Vinícius de Souza - Eu tenho muitas histórias em mente, que nunca tive a oportunidade de desenhar. Talvez alguma dessas. Mas se fosse alguma das que já produzo, não tem como eu dizer que não seria Digude. Pois é a minha história que tenho mais prazer em desenhar. Se Digude não desse certo, eu apresentaria a “Pelon”, a história que foi menção honrosa. Quando a mandei para o concurso, foi um oneshot spin off, mas eu tenho toda a ideia de uma série muito divertida para essa história. Porém, de todas as histórias que eu tenho, a que mais se encaixaria no perfil dos sucessos battle shonen da Jump, seria “Heros”.
CA – Há alguns anos, muitos consideravam um mercado nacional de mangas no Brasil uma piada, como será possível mudar então o pessimismo em relação ao “mercado nacional de mangas”?
Vinícius de Souza – Eu já tive tantas opiniões quanto a isso durante esse tempo que venho fazendo quadrinhos… mas hoje penso algo bem simples. Todos nós percebemos que há um enorme mercado independente no Brasil. Muitos artistas vendendo seus trabalhos por conta própria na internet, eventos, livrarias etc. Muitos trabalhos excelentes e ideias magníficas. Qualidade é o que não falta, tanto que o resultado disso é o número de entradas de brasileiros que vem acontecendo nos principais prêmios do concurso mundial Silent Manga Audition. Se nós analisarmos e compararmos como era o mercado de Mangás brasileiros no Brasil há 5 anos, veremos uma grande diferença. Se compararmos com 10 anos atrás, a diferença é maior ainda. Eu acho que esse mercado está dando seus passos pra frente aos poucos. Não adianta achar culpados para esse mercado ser ainda de um nicho pequeno. O possível para esse mercado crescer mais já está sendo feito na medida do possível. Hoje temos plataformas online que remuneram os autores por páginas lidas - não é algo que ajude o autor a viver disso, mas já é um começo para sair do 0, além de servir como vitrine para vendas de material impresso - temos eventos que cedem ou alugam espaço para artistas nacionais, temos como fazer impressões de qualidade semelhante ou superior às grandes editoras, temos sites de financiamento coletivo e pessoas dispostas a ajudar a financiar um projeto de mangá nacional e muitas outras coisas.
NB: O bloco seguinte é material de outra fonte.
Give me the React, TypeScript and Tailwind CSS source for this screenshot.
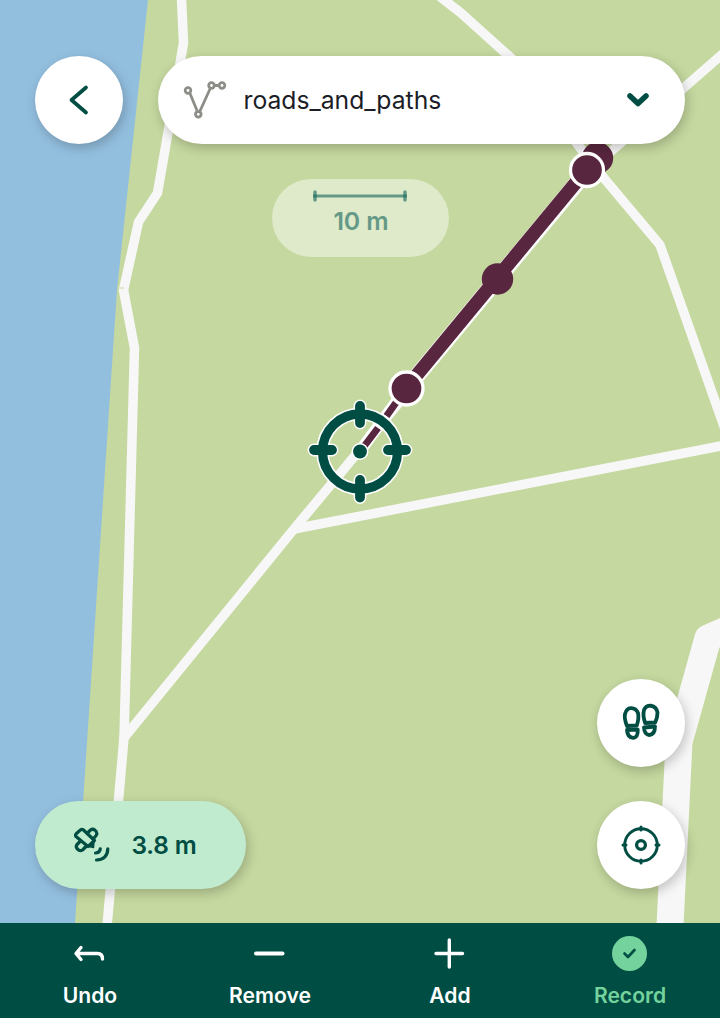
import React from "react";

type ActionProps = { label: string; active?: boolean; children: React.ReactNode };

function Action({ label, active, children }: ActionProps) {
  return (
    <button className={"flex flex-1 flex-col items-center pt-[12.500px] " + (active ? "text-[#74d29d]" : "text-white")}>
      <span className="flex h-9 items-center justify-center">{children}</span>
      <span className="mt-[11.500px] text-[21.1px] leading-[26px] font-semibold">{label}</span>
    </button>
  );
}

function MapCanvas() {
  return (
    <svg className="absolute inset-0" width="720" height="924" viewBox="0 0 720 924" fill="none">
      <path d="M0 0H720V924H0Z" fill="#c5d89f" />
      <path d="M0 0H148L117 290L111 380L75 924H0Z" fill="#93bfdf" />
      <g stroke="#f7f7f7" strokeWidth="9.5" strokeLinejoin="round">
        <path d="M181.500 -2L183.500 43L157.500 193L138.500 222L123.500 290L134.500 348L124 738L118.500 800L107 926" />
        <path d="M434 -8L461 13L520 66L578 145L603 177L660 245L726 432" />
        <path d="M726 51L600 161L294 529L123 739" />
        <path d="M294 529L726 445" />
      </g>
      <path d="M119 738L128 740" stroke="#f7f7f7" strokeWidth="3" />
      <path d="M119.500 288H124" stroke="#c5d89f" strokeWidth="1" />
      <path d="M726 630L708 638L679 742L670 926" stroke="#f7f7f7" strokeWidth="27" strokeLinejoin="round" />
      <path d="M598 157L406.500 388" stroke="white" strokeWidth="15.500" />
      <path d="M597 157L406.500 387.500" stroke="#58263f" strokeWidth="13.500" />
      <path d="M406.500 388L360 451" stroke="white" strokeWidth="11.500" />
      <path d="M406.500 388L386.500 416M378 428L362 449" stroke="#58263f" strokeWidth="7" />
      <circle cx="597.500" cy="158" r="15.700" fill="#58263f" />
      <circle cx="497.500" cy="279" r="15.700" fill="#58263f" />
      <g fill="#58263f" stroke="white" strokeWidth="3.300">
        <circle cx="587" cy="170" r="16.500" />
        <circle cx="406.500" cy="388.500" r="16.500" />
      </g>
      <g stroke="white" strokeLinecap="round">
        <circle cx="360" cy="451.500" r="37.500" strokeWidth="12.500" />
        <path d="M360 406V423M360 480V497.500M314 450H332M388 450H406" strokeWidth="12.800" />
      </g>
      <circle cx="360" cy="451.500" r="8.500" fill="white" />
      <g stroke="#004d43" strokeLinecap="round">
        <circle cx="360" cy="451.500" r="37.500" strokeWidth="9.300" />
        <path d="M360 406V423M360 480V497.500M314 450H332M388 450H406" strokeWidth="9.800" />
      </g>
      <circle cx="360" cy="451.500" r="6.900" fill="#004d43" />
    </svg>
  );
}

const round = "flex size-[88px] items-center justify-center rounded-full bg-white text-[#004d43] shadow-[2px_4px_12px_rgba(0,0,0,0.22)]";

export default function App() {
  return (
    <main className="relative flex h-[1018px] w-[720px] flex-col overflow-hidden bg-[#c5d89f] font-['Inter',sans-serif]">
      <MapCanvas />
      <section className="relative flex flex-1 flex-col px-[35px] pt-14 pb-[34.500px]">
        <header className="flex justify-between">
          <button className={round} aria-label="Back">
            <svg width="30" height="34" viewBox="0 0 30 34" fill="none" stroke="currentColor" strokeWidth="3.700" strokeLinecap="round" strokeLinejoin="round">
              <path d="M22 4.500L7.500 17L22 29.500" />
            </svg>
          </button>
          <button className="flex h-[88px] w-[527px] items-center rounded-full bg-white pr-[34px] pl-[25px] shadow-[2px_4px_12px_rgba(0,0,0,0.22)]">
            <svg width="44" height="40" viewBox="0 0 44 40" fill="none" stroke="#8d8d87" strokeWidth="2.800">
              <path d="M7 13.500L14 30.500M17 31L27 9M32 5.500H36" />
              <circle cx="5" cy="10.500" r="2.800" />
              <circle cx="15.300" cy="34.300" r="2.800" />
              <circle cx="28.500" cy="5.500" r="2.800" />
              <circle cx="39" cy="5.500" r="2.800" />
            </svg>
            <span className="ml-[16.500px] flex-1 text-left text-[24.700px] leading-8 text-[#1b1d27]">roads_and_paths</span>
            <svg width="26" height="20" viewBox="0 0 26 20" fill="none" stroke="#004d43" strokeWidth="5.500" strokeLinecap="round" strokeLinejoin="round">
              <path d="M5 6L13 13.500L21 6" />
            </svg>
          </button>
        </header>

        <div className="mt-[35px] flex h-[78px] w-[177px] flex-col items-center self-center rounded-[39px] bg-[#deeac9] pt-[11px] text-[#659987]">
          <svg width="95" height="12" viewBox="0 0 95 12" fill="none" stroke="#659987" strokeLinecap="round">
            <path d="M2 6H92" strokeWidth="3" strokeLinecap="butt" />
            <path d="M2 2V10M92 2V10" strokeWidth="3.500" />
            <path d="M2 4.500V7.500M92 4.500V7.500" stroke="#347b6e" strokeWidth="3.500" strokeLinecap="butt" />
          </svg>
          <span className="mt-1 ml-0.5 text-[24.800px] leading-[30px] font-semibold tracking-[-0.1px]">10 m</span>
        </div>

        <div className="mt-auto flex items-end justify-between">
          <div className="flex h-[88px] w-[211px] items-center rounded-full bg-[#c0ebcf] pl-[36px] text-[#004d43] shadow-[2px_4px_12px_rgba(0,0,0,0.22)]">
            <svg width="40" height="40" viewBox="0 0 40 40" fill="none" stroke="currentColor" strokeWidth="3.200" strokeLinecap="round" strokeLinejoin="round">
              <path d="M12.500 5L23.500 15.500L17 21.500L5 11.500Q4 10 5.200 8.800L9.500 4.900Q11 3.700 12.500 5Z" />
              <path d="M16.500 8L19.500 5Q21.700 3.500 23.800 5L25.200 6.500Q26.500 8.500 25.200 10.500L22 14M9.500 16L6 19.500Q4.500 21.500 6 23.500L7.500 25Q9.500 26.300 11.500 25L15.500 21" />
              <path d="M23 16L18 21.500L22.500 22.500Z" fill="currentColor" strokeWidth="1.500" />
              <path d="M24.500 28Q28.800 28 29.300 23.800M25.500 35Q36.500 34.500 36.800 23.800" />
            </svg>
            <span className="ml-[20.500px] text-[24.400px] leading-8 font-semibold tracking-[-0.15px]">3.8 m</span>
          </div>
          <div className="flex flex-col gap-[34px]">
            <button className={round} aria-label="Track">
              <svg width="40" height="40" viewBox="0 0 40 40" fill="none" stroke="currentColor" strokeWidth="3.800" strokeLinejoin="round">
                <path d="M6 23Q3 15.500 4 11Q5.500 5.500 9.800 5.200Q15 5 17 10Q18.200 15 15.800 22.500Z" />
                <path d="M6 27L16.700 26.500Q17.300 34.500 12 34.800Q6.500 34.500 6 27Z" />
                <path d="M24.200 20Q21.500 12.500 23 7Q25 2.500 29.800 2.700Q35.500 4 36.500 9.500Q36.500 15 34.200 19.500Z" />
                <path d="M23 24.500L34 23.500Q34 31.500 28.300 32Q23.300 31.500 23 24.500Z" />
              </svg>
            </button>
            <button className={round} aria-label="Center">
              <svg width="40" height="40" viewBox="0 0 40 40" fill="none" stroke="currentColor" strokeWidth="3" strokeLinecap="round">
                <circle cx="20" cy="20" r="16.300" strokeWidth="2.900" />
                <circle cx="20" cy="20" r="4.400" strokeWidth="3.300" />
                <path d="M20 2V5M20 35V38M2 20H5M35 20H38" />
              </svg>
            </button>
          </div>
        </div>
      </section>

      <nav className="relative flex h-[94.700px] bg-[#004d43]">
        <Action label="Undo">
          <svg width="36" height="24" viewBox="0 0 36 24" fill="none" stroke="currentColor" strokeWidth="3.400" strokeLinecap="round" strokeLinejoin="round">
            <path d="M9 5.500L4 11.500L9 17.500M4.500 11.500H25.500Q30.500 11.500 30.500 17" />
          </svg>
        </Action>
        <Action label="Remove">
          <svg width="36" height="24" viewBox="0 0 36 24" fill="none" stroke="currentColor" strokeWidth="4" strokeLinecap="round">
            <path d="M4 11.500H30.500" />
          </svg>
        </Action>
        <Action label="Add">
          <svg width="34" height="34" viewBox="0 0 34 34" fill="none" stroke="currentColor" strokeWidth="3.400" strokeLinecap="round">
            <path d="M3 16.500H29.500M16.300 3V30" />
          </svg>
        </Action>
        <Action label="Record" active>
          <svg width="36" height="36" viewBox="0 0 36 36" fill="none">
            <circle cx="17.500" cy="17.500" r="17.500" fill="#74d29d" />
            <path d="M12.500 17.500L16 21L22.500 14" stroke="#004d43" strokeWidth="2.600" strokeLinecap="round" strokeLinejoin="round" />
          </svg>
        </Action>
      </nav>
    </main>
  );
}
CA – Qual é a oportunidade que está faltando a Vinícius de Souza?
Vinícius de Souza – Acho que a oportunidade que falta é a mesma que falta para todos. A oportunidade que nossas histórias cheguem a mais leitores, a novos leitores e que eles notem o quão boas podem ser as histórias dos mangás brasileiros. Talvez se grandes mídias nos mostrassem mais, essa caminhada aconteceria um pouco mais rápida.
CA – Qual o seu sonho de consumo como um mangaka brasileiro?
Vinícius de Souza - Meu sonho como mangaka brasileiro é que minhas histórias cheguem ao maior número de pessoas possíveis e que essas pessoas extraiam todas as coisas boas que as histórias possam passar para usarem no seu dia-dia. Quero que minha arte faça o máximo de pessoas sorrirem, se divertirem, sentirem-se bem e que esqueçam um pouco das coisas ruins que acontecem na realidade. Sonho que eu possa passar esse bastão para esses leitores e que eles possam passar esse bastão de coisas boas adiante. Não sei se isso tudo é um sonho de consumo, mas foi à primeira coisa que me veio à mente com essa pergunta.